┌──

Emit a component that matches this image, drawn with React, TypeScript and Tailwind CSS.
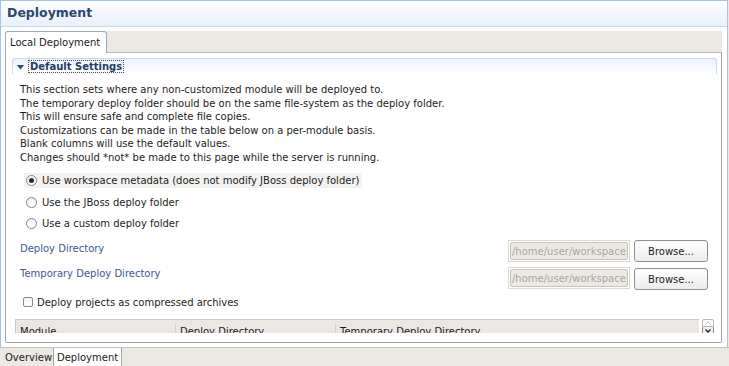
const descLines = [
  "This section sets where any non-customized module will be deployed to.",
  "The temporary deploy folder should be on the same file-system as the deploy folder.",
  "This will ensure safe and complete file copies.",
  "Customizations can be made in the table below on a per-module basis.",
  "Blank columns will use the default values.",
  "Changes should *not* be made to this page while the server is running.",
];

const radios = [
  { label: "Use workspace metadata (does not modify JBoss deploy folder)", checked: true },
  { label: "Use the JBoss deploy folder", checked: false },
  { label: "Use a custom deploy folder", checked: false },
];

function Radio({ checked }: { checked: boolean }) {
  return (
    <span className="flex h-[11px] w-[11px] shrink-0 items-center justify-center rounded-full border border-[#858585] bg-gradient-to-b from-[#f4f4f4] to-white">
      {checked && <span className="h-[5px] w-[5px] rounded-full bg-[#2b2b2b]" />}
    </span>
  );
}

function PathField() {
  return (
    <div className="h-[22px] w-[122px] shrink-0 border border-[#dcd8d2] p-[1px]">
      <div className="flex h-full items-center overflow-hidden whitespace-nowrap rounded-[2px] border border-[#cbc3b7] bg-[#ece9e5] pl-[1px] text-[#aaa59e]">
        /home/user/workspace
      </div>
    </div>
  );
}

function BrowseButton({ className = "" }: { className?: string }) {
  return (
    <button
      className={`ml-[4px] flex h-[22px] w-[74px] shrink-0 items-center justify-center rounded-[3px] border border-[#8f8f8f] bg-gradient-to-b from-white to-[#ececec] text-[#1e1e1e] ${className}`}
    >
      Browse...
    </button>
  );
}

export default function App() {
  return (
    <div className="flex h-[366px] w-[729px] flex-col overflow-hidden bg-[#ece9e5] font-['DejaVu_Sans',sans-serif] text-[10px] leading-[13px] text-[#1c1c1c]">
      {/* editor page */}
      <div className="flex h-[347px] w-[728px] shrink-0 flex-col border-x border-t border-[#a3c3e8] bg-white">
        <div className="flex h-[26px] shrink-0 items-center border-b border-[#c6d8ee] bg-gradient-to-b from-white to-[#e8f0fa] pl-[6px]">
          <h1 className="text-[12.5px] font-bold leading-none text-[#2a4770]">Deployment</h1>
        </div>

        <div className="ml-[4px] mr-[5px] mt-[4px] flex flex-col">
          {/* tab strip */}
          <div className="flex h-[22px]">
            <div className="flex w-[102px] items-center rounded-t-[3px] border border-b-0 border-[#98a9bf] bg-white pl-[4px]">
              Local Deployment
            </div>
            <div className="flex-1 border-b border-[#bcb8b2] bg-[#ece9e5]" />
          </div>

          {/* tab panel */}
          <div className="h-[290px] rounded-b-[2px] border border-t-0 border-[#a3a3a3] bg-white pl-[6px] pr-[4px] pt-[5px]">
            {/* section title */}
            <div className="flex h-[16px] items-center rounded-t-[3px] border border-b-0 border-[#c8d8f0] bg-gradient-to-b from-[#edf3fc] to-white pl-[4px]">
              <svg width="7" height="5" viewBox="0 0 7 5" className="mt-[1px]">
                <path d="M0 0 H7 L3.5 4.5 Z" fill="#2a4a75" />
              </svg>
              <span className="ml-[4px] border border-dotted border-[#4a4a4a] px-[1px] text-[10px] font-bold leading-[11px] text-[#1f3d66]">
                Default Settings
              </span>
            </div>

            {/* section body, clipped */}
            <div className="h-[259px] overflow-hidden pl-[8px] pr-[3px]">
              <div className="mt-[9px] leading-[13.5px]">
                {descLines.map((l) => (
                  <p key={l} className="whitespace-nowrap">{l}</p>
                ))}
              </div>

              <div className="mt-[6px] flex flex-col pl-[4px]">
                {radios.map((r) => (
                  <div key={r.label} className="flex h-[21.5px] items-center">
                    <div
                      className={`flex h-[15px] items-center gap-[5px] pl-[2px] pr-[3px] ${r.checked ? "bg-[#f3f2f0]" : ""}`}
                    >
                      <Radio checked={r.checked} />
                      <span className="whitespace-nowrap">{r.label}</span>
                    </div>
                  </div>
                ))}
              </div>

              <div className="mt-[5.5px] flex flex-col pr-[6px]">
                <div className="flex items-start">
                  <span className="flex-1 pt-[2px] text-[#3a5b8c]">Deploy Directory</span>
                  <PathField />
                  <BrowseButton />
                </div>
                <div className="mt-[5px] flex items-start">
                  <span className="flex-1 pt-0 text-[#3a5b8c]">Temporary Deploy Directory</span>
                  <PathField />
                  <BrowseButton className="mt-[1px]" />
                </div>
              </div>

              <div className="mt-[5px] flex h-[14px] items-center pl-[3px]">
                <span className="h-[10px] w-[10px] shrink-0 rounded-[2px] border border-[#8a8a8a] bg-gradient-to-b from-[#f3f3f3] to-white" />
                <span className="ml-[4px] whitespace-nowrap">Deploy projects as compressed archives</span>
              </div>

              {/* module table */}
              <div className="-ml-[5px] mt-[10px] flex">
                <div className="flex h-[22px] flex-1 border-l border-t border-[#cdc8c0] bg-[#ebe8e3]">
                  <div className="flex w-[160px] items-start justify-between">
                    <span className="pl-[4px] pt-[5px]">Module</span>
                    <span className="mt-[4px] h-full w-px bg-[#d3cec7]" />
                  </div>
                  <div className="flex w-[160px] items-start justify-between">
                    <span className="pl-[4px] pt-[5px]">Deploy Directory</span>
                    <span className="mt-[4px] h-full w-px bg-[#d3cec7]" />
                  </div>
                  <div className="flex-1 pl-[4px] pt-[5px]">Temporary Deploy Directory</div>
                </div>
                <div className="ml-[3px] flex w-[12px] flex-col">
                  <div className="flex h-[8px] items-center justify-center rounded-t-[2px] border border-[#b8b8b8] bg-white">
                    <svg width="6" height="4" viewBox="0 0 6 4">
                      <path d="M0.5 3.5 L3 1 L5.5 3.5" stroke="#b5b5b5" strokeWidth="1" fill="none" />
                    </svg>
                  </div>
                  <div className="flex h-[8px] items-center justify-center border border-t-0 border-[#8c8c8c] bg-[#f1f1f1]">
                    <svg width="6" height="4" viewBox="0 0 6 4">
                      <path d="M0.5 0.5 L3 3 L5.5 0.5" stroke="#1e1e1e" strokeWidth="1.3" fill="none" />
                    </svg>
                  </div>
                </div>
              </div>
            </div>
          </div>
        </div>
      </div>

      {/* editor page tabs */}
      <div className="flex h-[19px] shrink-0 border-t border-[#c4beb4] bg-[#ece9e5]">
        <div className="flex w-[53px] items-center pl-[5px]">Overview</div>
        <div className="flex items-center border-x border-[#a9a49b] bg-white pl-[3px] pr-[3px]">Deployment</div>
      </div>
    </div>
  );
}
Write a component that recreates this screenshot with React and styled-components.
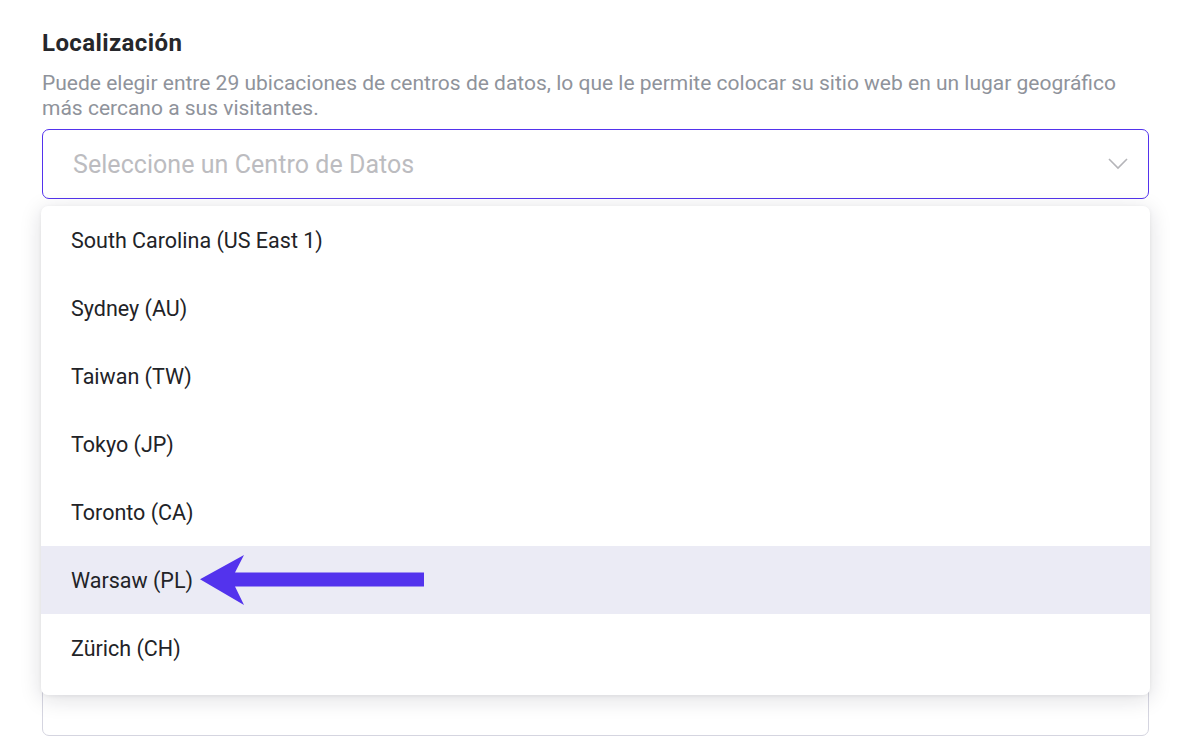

└──

● Exercise requirements
Print the entries above exactly, taking out only the pictures.

● Written solution
Emit a component that matches this image, drawn with React, TypeScript and Tailwind CSS.
const descLines = [
  "This section sets where any non-customized module will be deployed to.",
  "The temporary deploy folder should be on the same file-system as the deploy folder.",
  "This will ensure safe and complete file copies.",
  "Customizations can be made in the table below on a per-module basis.",
  "Blank columns will use the default values.",
  "Changes should *not* be made to this page while the server is running.",
];

const radios = [
  { label: "Use workspace metadata (does not modify JBoss deploy folder)", checked: true },
  { label: "Use the JBoss deploy folder", checked: false },
  { label: "Use a custom deploy folder", checked: false },
];

function Radio({ checked }: { checked: boolean }) {
  return (
    <span className="flex h-[11px] w-[11px] shrink-0 items-center justify-center rounded-full border border-[#858585] bg-gradient-to-b from-[#f4f4f4] to-white">
      {checked && <span className="h-[5px] w-[5px] rounded-full bg-[#2b2b2b]" />}
    </span>
  );
}

function PathField() {
  return (
    <div className="h-[22px] w-[122px] shrink-0 border border-[#dcd8d2] p-[1px]">
      <div className="flex h-full items-center overflow-hidden whitespace-nowrap rounded-[2px] border border-[#cbc3b7] bg-[#ece9e5] pl-[1px] text-[#aaa59e]">
        /home/user/workspace
      </div>
    </div>
  );
}

function BrowseButton({ className = "" }: { className?: string }) {
  return (
    <button
      className={`ml-[4px] flex h-[22px] w-[74px] shrink-0 items-center justify-center rounded-[3px] border border-[#8f8f8f] bg-gradient-to-b from-white to-[#ececec] text-[#1e1e1e] ${className}`}
    >
      Browse...
    </button>
  );
}

export default function App() {
  return (
    <div className="flex h-[366px] w-[729px] flex-col overflow-hidden bg-[#ece9e5] font-['DejaVu_Sans',sans-serif] text-[10px] leading-[13px] text-[#1c1c1c]">
      {/* editor page */}
      <div className="flex h-[347px] w-[728px] shrink-0 flex-col border-x border-t border-[#a3c3e8] bg-white">
        <div className="flex h-[26px] shrink-0 items-center border-b border-[#c6d8ee] bg-gradient-to-b from-white to-[#e8f0fa] pl-[6px]">
          <h1 className="text-[12.5px] font-bold leading-none text-[#2a4770]">Deployment</h1>
        </div>

        <div className="ml-[4px] mr-[5px] mt-[4px] flex flex-col">
          {/* tab strip */}
          <div className="flex h-[22px]">
            <div className="flex w-[102px] items-center rounded-t-[3px] border border-b-0 border-[#98a9bf] bg-white pl-[4px]">
              Local Deployment
            </div>
            <div className="flex-1 border-b border-[#bcb8b2] bg-[#ece9e5]" />
          </div>

          {/* tab panel */}
          <div className="h-[290px] rounded-b-[2px] border border-t-0 border-[#a3a3a3] bg-white pl-[6px] pr-[4px] pt-[5px]">
            {/* section title */}
            <div className="flex h-[16px] items-center rounded-t-[3px] border border-b-0 border-[#c8d8f0] bg-gradient-to-b from-[#edf3fc] to-white pl-[4px]">
              <svg width="7" height="5" viewBox="0 0 7 5" className="mt-[1px]">
                <path d="M0 0 H7 L3.5 4.5 Z" fill="#2a4a75" />
              </svg>
              <span className="ml-[4px] border border-dotted border-[#4a4a4a] px-[1px] text-[10px] font-bold leading-[11px] text-[#1f3d66]">
                Default Settings
              </span>
            </div>

            {/* section body, clipped */}
            <div className="h-[259px] overflow-hidden pl-[8px] pr-[3px]">
              <div className="mt-[9px] leading-[13.5px]">
                {descLines.map((l) => (
                  <p key={l} className="whitespace-nowrap">{l}</p>
                ))}
              </div>

              <div className="mt-[6px] flex flex-col pl-[4px]">
                {radios.map((r) => (
                  <div key={r.label} className="flex h-[21.5px] items-center">
                    <div
                      className={`flex h-[15px] items-center gap-[5px] pl-[2px] pr-[3px] ${r.checked ? "bg-[#f3f2f0]" : ""}`}
                    >
                      <Radio checked={r.checked} />
                      <span className="whitespace-nowrap">{r.label}</span>
                    </div>
                  </div>
                ))}
              </div>

              <div className="mt-[5.5px] flex flex-col pr-[6px]">
                <div className="flex items-start">
                  <span className="flex-1 pt-[2px] text-[#3a5b8c]">Deploy Directory</span>
                  <PathField />
                  <BrowseButton />
                </div>
                <div className="mt-[5px] flex items-start">
                  <span className="flex-1 pt-0 text-[#3a5b8c]">Temporary Deploy Directory</span>
                  <PathField />
                  <BrowseButton className="mt-[1px]" />
                </div>
              </div>

              <div className="mt-[5px] flex h-[14px] items-center pl-[3px]">
                <span className="h-[10px] w-[10px] shrink-0 rounded-[2px] border border-[#8a8a8a] bg-gradient-to-b from-[#f3f3f3] to-white" />
                <span className="ml-[4px] whitespace-nowrap">Deploy projects as compressed archives</span>
              </div>

              {/* module table */}
              <div className="-ml-[5px] mt-[10px] flex">
                <div className="flex h-[22px] flex-1 border-l border-t border-[#cdc8c0] bg-[#ebe8e3]">
                  <div className="flex w-[160px] items-start justify-between">
                    <span className="pl-[4px] pt-[5px]">Module</span>
                    <span className="mt-[4px] h-full w-px bg-[#d3cec7]" />
                  </div>
                  <div className="flex w-[160px] items-start justify-between">
                    <span className="pl-[4px] pt-[5px]">Deploy Directory</span>
                    <span className="mt-[4px] h-full w-px bg-[#d3cec7]" />
                  </div>
                  <div className="flex-1 pl-[4px] pt-[5px]">Temporary Deploy Directory</div>
                </div>
                <div className="ml-[3px] flex w-[12px] flex-col">
                  <div className="flex h-[8px] items-center justify-center rounded-t-[2px] border border-[#b8b8b8] bg-white">
                    <svg width="6" height="4" viewBox="0 0 6 4">
                      <path d="M0.5 3.5 L3 1 L5.5 3.5" stroke="#b5b5b5" strokeWidth="1" fill="none" />
                    </svg>
                  </div>
                  <div className="flex h-[8px] items-center justify-center border border-t-0 border-[#8c8c8c] bg-[#f1f1f1]">
                    <svg width="6" height="4" viewBox="0 0 6 4">
                      <path d="M0.5 0.5 L3 3 L5.5 0.5" stroke="#1e1e1e" strokeWidth="1.3" fill="none" />
                    </svg>
                  </div>
                </div>
              </div>
            </div>
          </div>
        </div>
      </div>

      {/* editor page tabs */}
      <div className="flex h-[19px] shrink-0 border-t border-[#c4beb4] bg-[#ece9e5]">
        <div className="flex w-[53px] items-center pl-[5px]">Overview</div>
        <div className="flex items-center border-x border-[#a9a49b] bg-white pl-[3px] pr-[3px]">Deployment</div>
      </div>
    </div>
  );
}
Write a component that recreates this screenshot with React and styled-components.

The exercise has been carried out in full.